The difficulty in ascertaining the original site of the shivling is also compounded by the fact that the original temple was destroyed multiple times. According to one legend, a temple priest leapt into a well in the compound to save the shivling, while another says that it was taken to Indore and subsequently restored to its original site by the Maratha queen Ahilyabai Holkar. It is this site that is now worshipped.
The inquiry of the commissioners also throws up curious questions. Such as, if the original shivling is in fact the one discovered in the wuzu khana, what is the sacred status of the one that is worshipped now? Is it then not one of the 12 jyotirlings (pillars of radiance) of Shiva? Or, does the discovery mean that there are 13 such jyotirlings.

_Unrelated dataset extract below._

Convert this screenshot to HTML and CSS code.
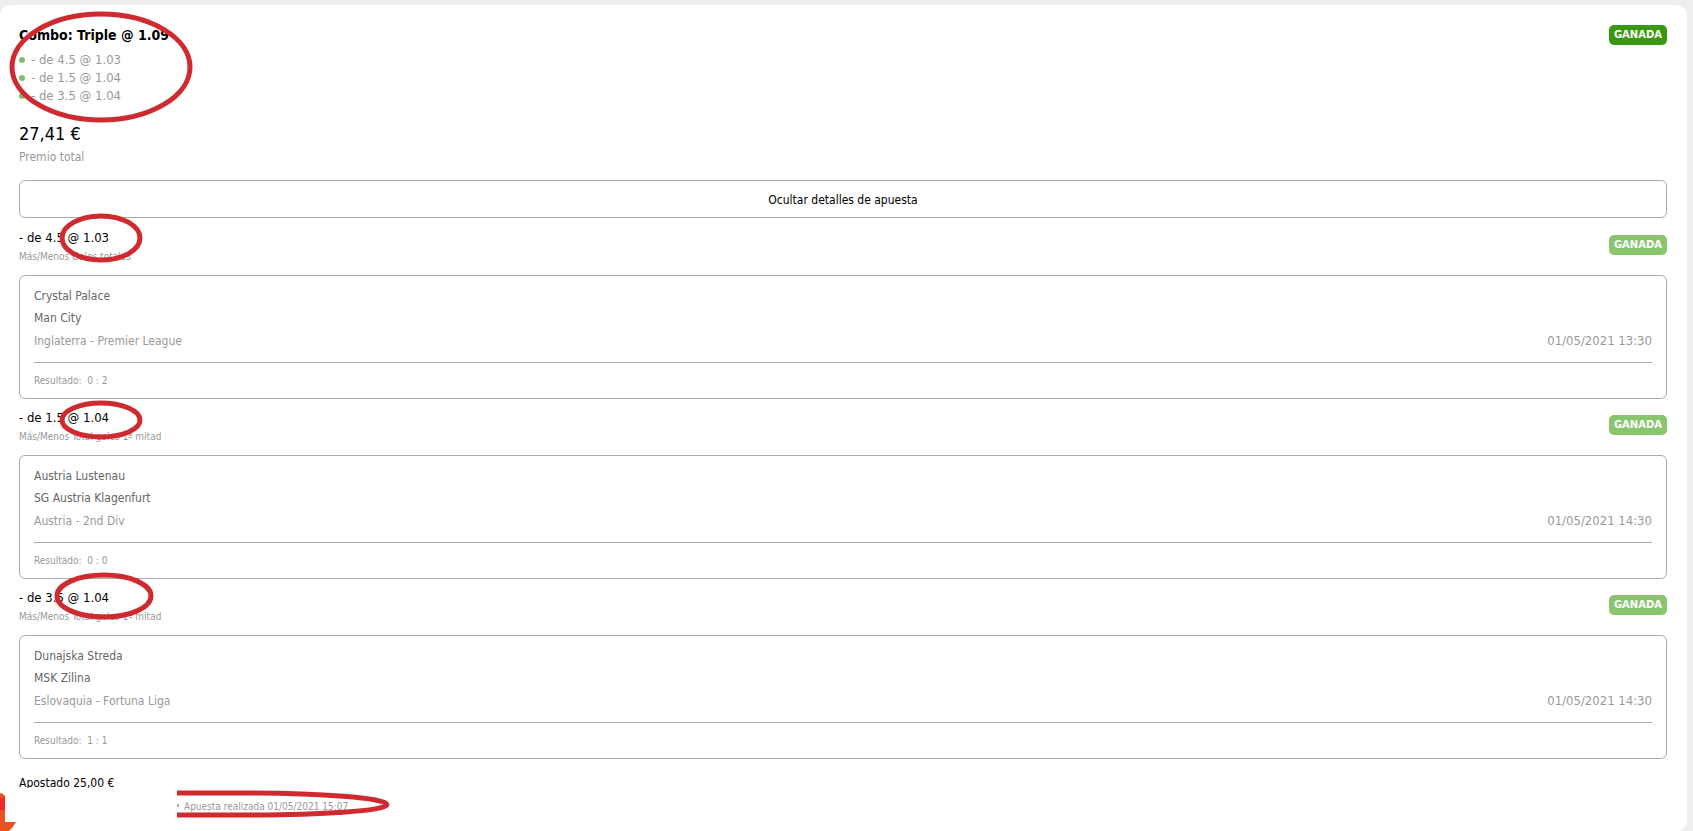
FILE: index.html
```html
<!DOCTYPE html>
<html lang="es">
<head>
  <meta charset="UTF-8">
  <meta name="viewport" content="width=device-width, initial-scale=1.0">
  <title>Detalles de apuesta</title>
  <link rel="stylesheet" href="styles.css">
</head>
<body>
  <main class="card">
    <header class="summary">
      <div>
        <h1>Combo: Triple @ 1.09</h1>
        <ul class="picks">
          <li>- de 4.5 @ 1.03</li>
          <li>- de 1.5 @ 1.04</li>
          <li>- de 3.5 @ 1.04</li>
        </ul>
      </div>
      <span class="badge badge-total">GANADA</span>
    </header>

    <div class="prize">27,41 €</div>
    <div class="prize-label">Premio total</div>

    <button class="toggle" type="button">Ocultar detalles de apuesta</button>

    <section class="leg">
      <div class="leg-head">
        <div>
          <h2>- de 4.5 @ 1.03</h2>
          <p class="market">Más/Menos Goles totales</p>
        </div>
        <span class="badge">GANADA</span>
      </div>
      <div class="match">
        <div class="team">Crystal Palace</div>
        <div class="team">Man City</div>
        <div class="league"><span>Inglaterra - Premier League</span><time>01/05/2021 13:30</time></div>
        <div class="result">Resultado:&nbsp; 0 : 2</div>
      </div>
    </section>

    <section class="leg">
      <div class="leg-head">
        <div>
          <h2>- de 1.5 @ 1.04</h2>
          <p class="market">Más/Menos Total goles 1ª mitad</p>
        </div>
        <span class="badge">GANADA</span>
      </div>
      <div class="match">
        <div class="team">Austria Lustenau</div>
        <div class="team">SG Austria Klagenfurt</div>
        <div class="league"><span>Austria - 2nd Div</span><time>01/05/2021 14:30</time></div>
        <div class="result">Resultado:&nbsp; 0 : 0</div>
      </div>
    </section>

    <section class="leg">
      <div class="leg-head">
        <div>
          <h2>- de 3.5 @ 1.04</h2>
          <p class="market">Más/Menos Total goles 1ª mitad</p>
        </div>
        <span class="badge">GANADA</span>
      </div>
      <div class="match">
        <div class="team">Dunajska Streda</div>
        <div class="team">MSK Zilina</div>
        <div class="league"><span>Eslovaquia - Fortuna Liga</span><time>01/05/2021 14:30</time></div>
        <div class="result">Resultado:&nbsp; 1 : 1</div>
      </div>
    </section>

    <div class="stake">Apostado 25,00 €</div>
    <div class="placed">Apuesta realizada 01/05/2021 15:07</div>

    <!-- red pen marks over the odds, white patch and logo in the corner -->
    <svg class="marks" width="400" height="826" viewBox="0 5 400 826" aria-hidden="true">
      <rect x="5" y="788" width="172" height="43" fill="#fff"/>
      <g fill="none" stroke="#cf2a30" stroke-width="5">
        <ellipse cx="101" cy="67" rx="89" ry="53"/>
        <ellipse cx="101" cy="238" rx="39" ry="22"/>
        <ellipse cx="101" cy="420" rx="39" ry="17"/>
        <ellipse cx="104" cy="596" rx="47" ry="21"/>
        <path d="M177 793H240C320 793 387 798 387 804.500C387 811 320 815 240 815H177"/>
      </g>
      <rect x="177" y="804" width="2" height="3" fill="#aaa"/>
      <path d="M0 793Q3 793 5 796V822H16Q13 828 9 831H0Z" fill="#e8531f"/>
      <path d="M0 799L5 797V810H0Z" fill="#f02a2a"/>
    </svg>
  </main>
</body>
</html>
```
FILE: styles.css
```css
* {
  box-sizing: border-box;
}

body {
  margin: 0;
  padding: 5px 6px 0 0;
  background: #eeeeee;
  color: #000;
  font-family: "DejaVu Sans Condensed", "DejaVu Sans", sans-serif;
  font-stretch: condensed;
  font-size: 12px;
  line-height: 18px;
}

.card {
  position: relative;
  min-height: calc(100vh - 5px);
  padding: 20px 20px 0 19px;
  background: #fff;
  border-radius: 10px;
}

h1,
h2,
p,
ul {
  margin: 0;
  padding: 0;
}

.summary,
.leg-head,
.league {
  display: flex;
  justify-content: space-between;
  align-items: flex-start;
}

h1 {
  font-size: 14px;
  line-height: 20px;
}

.picks {
  margin-top: 6px;
  list-style: none;
  color: #999;
  font-size: 13px;
}

.picks li {
  display: flex;
  align-items: center;
  gap: 6px;
}

.picks li::before {
  content: "";
  width: 6px;
  height: 6px;
  border-radius: 50%;
  background: #86bc72;
}

.badge {
  padding: 0 5px;
  border-radius: 5px;
  background: #89c46f;
  color: #fff;
  font-family: "DejaVu Sans", sans-serif;
  font-stretch: normal;
  font-size: 10px;
  font-weight: bold;
  line-height: 20px;
}

.badge-total {
  background: #3a980f;
}

.prize {
  margin-top: 17px;
  font-size: 18px;
  line-height: 24px;
}

.prize-label {
  margin-top: 2px;
  color: #999;
}

.toggle {
  display: block;
  width: 100%;
  height: 38px;
  margin: 14px 0 1px;
  padding-top: 2px;
  border: 1px solid #aaa;
  border-radius: 6px;
  background: #fff;
  color: #000;
  font: inherit;
  cursor: pointer;
}

.leg-head {
  height: 56px;
  padding-top: 10px;
}

.leg-head .badge {
  margin-top: 6px;
}

h2 {
  font-size: 13px;
  font-weight: normal;
}

.market {
  color: #999;
  font-size: 10px;
  line-height: 20px;
}

.match {
  padding: 9px 14px 8px;
  border: 1px solid #aaa;
  border-radius: 6px;
}

.team {
  color: #666;
  line-height: 22px;
}

.league {
  color: #999;
  line-height: 24px;
}

.league time {
  font-size: 13px;
}

.result {
  margin-top: 9px;
  padding-top: 9px;
  border-top: 1px solid #aaa;
  color: #999;
  font-size: 10px;
}

.stake {
  margin-top: 15px;
}

.placed {
  margin-top: 6px;
  padding-left: 165px;
  color: #999;
  font-size: 10px;
}

.marks {
  position: absolute;
  top: 0;
  left: 0;
  pointer-events: none;
}
```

These are cosmic concerns, though. There are more earthly questions that worry the youth of the city. Sabi Uddin, a final-year BA-LLB student at BHU, said that the flare-up of the issue had left him “disappointed”. Matters that were more important—such as shortage of potable water and the poor condition of roads—needed be addressed, he said.
According to him, the Supreme Court had rightly observed in a 1994 case that mosque was not an essential part of Islam. “It is not space, but the direction that is of importance for the namaz,” said Uddin. “This is a live matter which I hope the courts will resolve at the earliest.”